England's World Cup Plans Face Weather Challenges in Tampa
In soggy Tampa, England’s World Cup plans are already being asked a few awkward questions.
Thomas Tuchel brought his squad to Florida to feel the furnace. Instead, they’ve been greeted by grey skies, heavy rain and a training schedule that’s had to duck and weave around the weather. Now, on the eve of their first warm‑up game against New Zealand, the pitch has joined the worry list.
Heat plan, without the heat
This trip was designed as a dress rehearsal for Dallas on June 17, when England open their Group L campaign against Croatia. Tampa was supposed to offer heat, humidity and hard running under a relentless sun.
It hasn’t quite played along.
Persistent rain has washed over England’s camp, cloud cover has blotted out the Florida glare and those carefully mapped sessions in punishing conditions have been trimmed back. Tuchel, though, refused to present it as a crisis.
“It just showed us you can plan whatever you want, and life does what it wants,” he told reporters on Friday. “It was a lot of rain, it was a lot of grey sky, very unusual.
“Today was the first day in the sun, complete day in the sun, which is what we wanted. We adapt to it, we make the most out of it.”
The message is clear: the programme bends, but it doesn’t break. The manager expects his players to catch up quickly once the weather finally resembles a Texas summer.
“We don’t have the hours that we wanted to be exposed but we will catch up with it, I think, in the next weeks,” he said.
A patchwork problem underfoot
If the sky has been a nuisance, the turf could become a genuine problem.
Images of the Raymond James Stadium surface have circulated in recent days, showing grass that looks stitched together rather than grown, a patchwork quilt of green and brown. For a squad with a World Cup on the horizon, any hint of instability underfoot sets alarm bells ringing.
Tuchel has seen the same photos.
“What I heard until now is that it should be okay and we want it, of course, to be okay,” he said. “I saw just a photo, that made me a little bit worried but let’s decide when we are there.”
That last line matters. England cannot afford injuries from a friendly meant to sharpen legs and minds, not blunt them. The staff will walk the surface, test the divots and make a call on how hard to push, but for now the plan remains intact.
Two teams, one objective
Tuchel’s approach to New Zealand is straightforward: everyone plays, everyone feels it.
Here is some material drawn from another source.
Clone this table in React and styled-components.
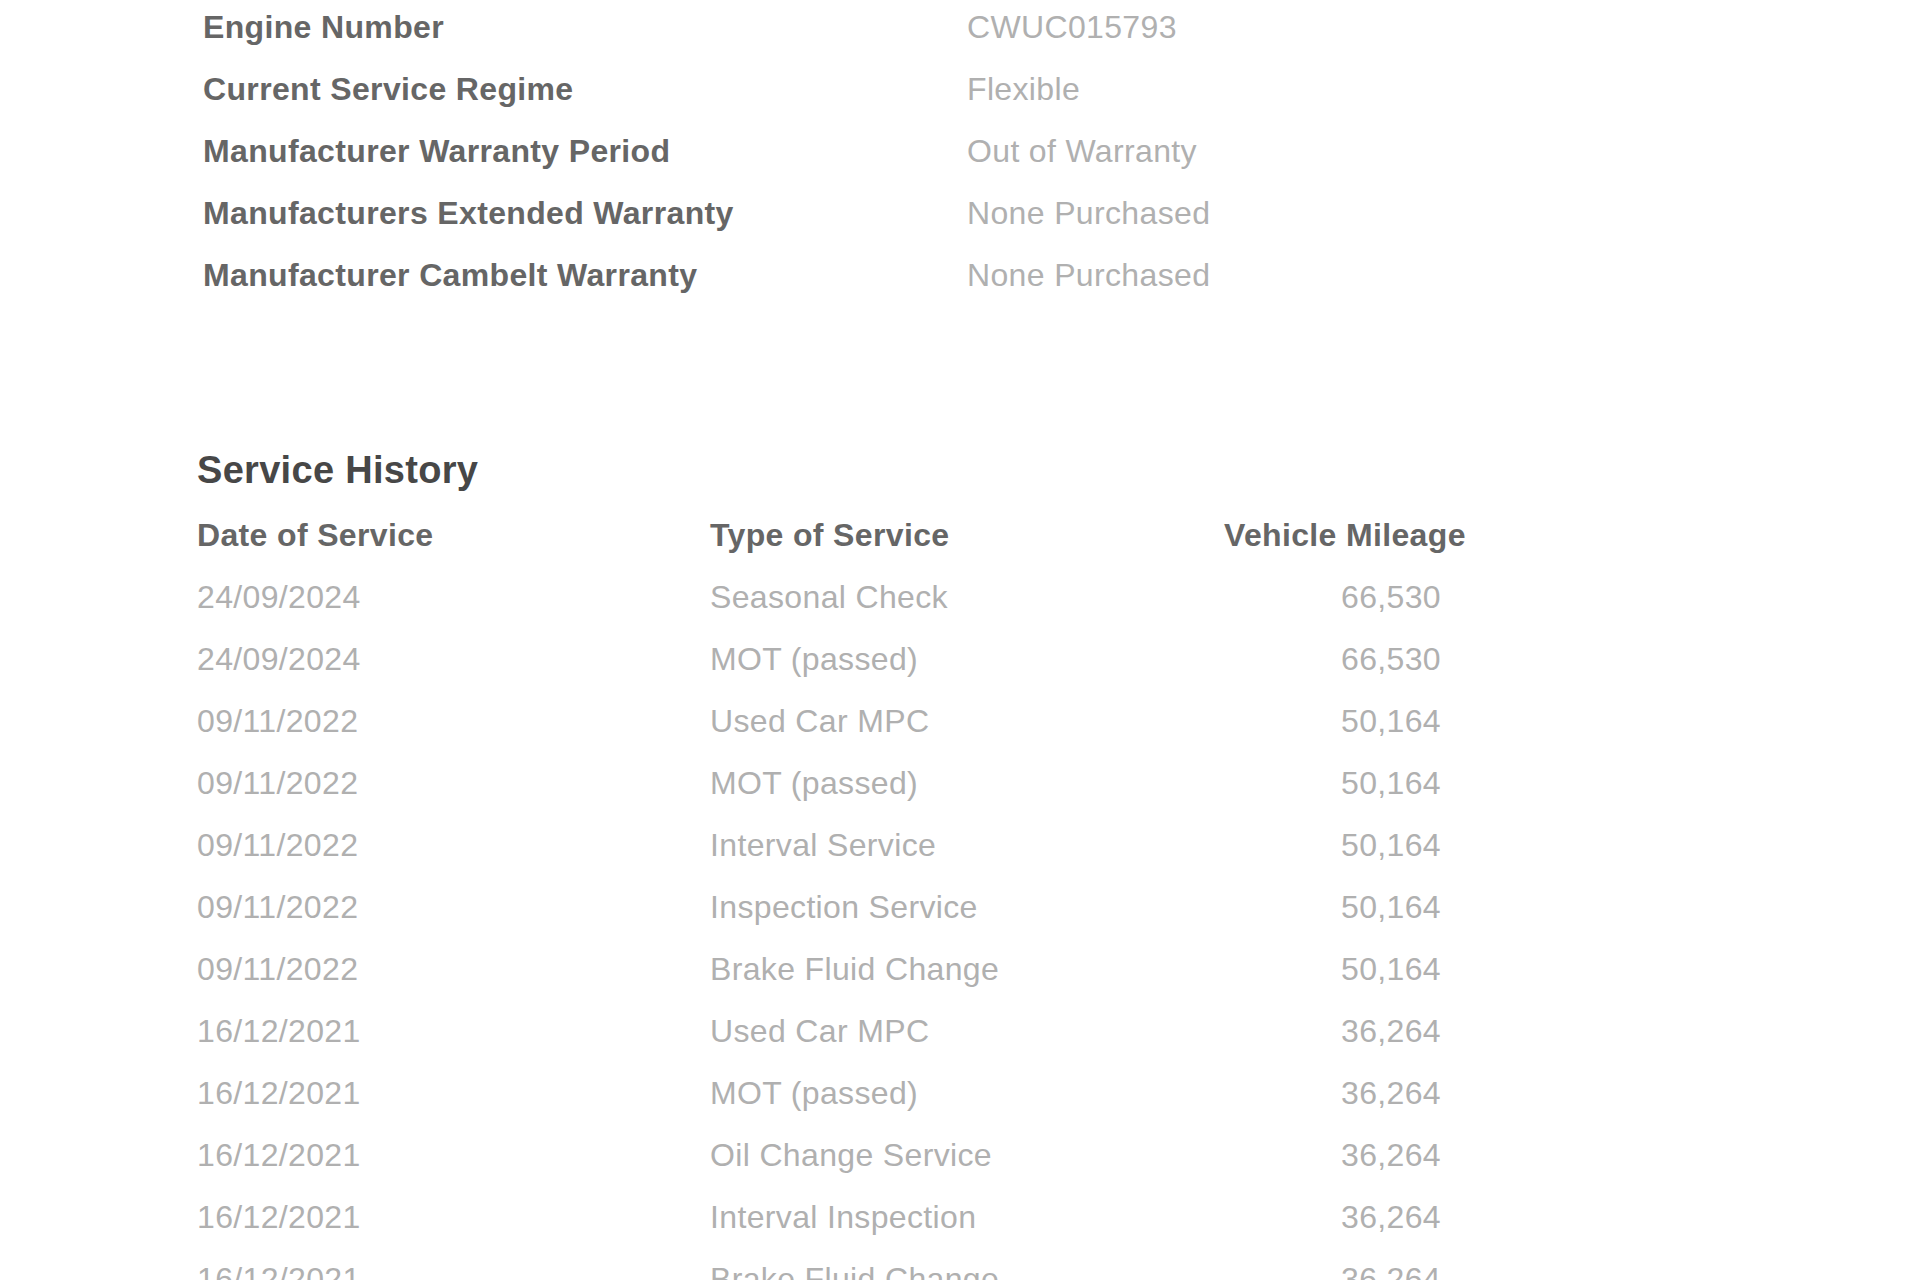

“The plan is tomorrow to play 45-45 minutes with two complete teams to expose everyone to the same amount of minutes,” he explained. “Then we can continue the next three days with the same load of training — at the moment, you stick to the plan.”
This is not about the scoreline. It is about rhythm, lungs, and bodies adjusting to the kind of humidity that can drain a side by the hour mark. The rotation will be heavy, the substitutions wholesale, but the purpose is singular: arrive in Dallas with a squad that has already suffered together in the heat.
New Zealand, then Costa Rica on Tuesday, form a deliberate sequence. By the time England decamp to their base in Kansas City after that second friendly, Tuchel wants his players not just acclimatised but comfortable in discomfort.
Rain, ragged grass and a restless schedule are not what the planners in St George’s Park had in mind when they drew this up months ago. But World Cups rarely follow the script. The question now is whether England can turn this awkward prelude into the kind of hardened edge that matters when Croatia await under the Texas sun.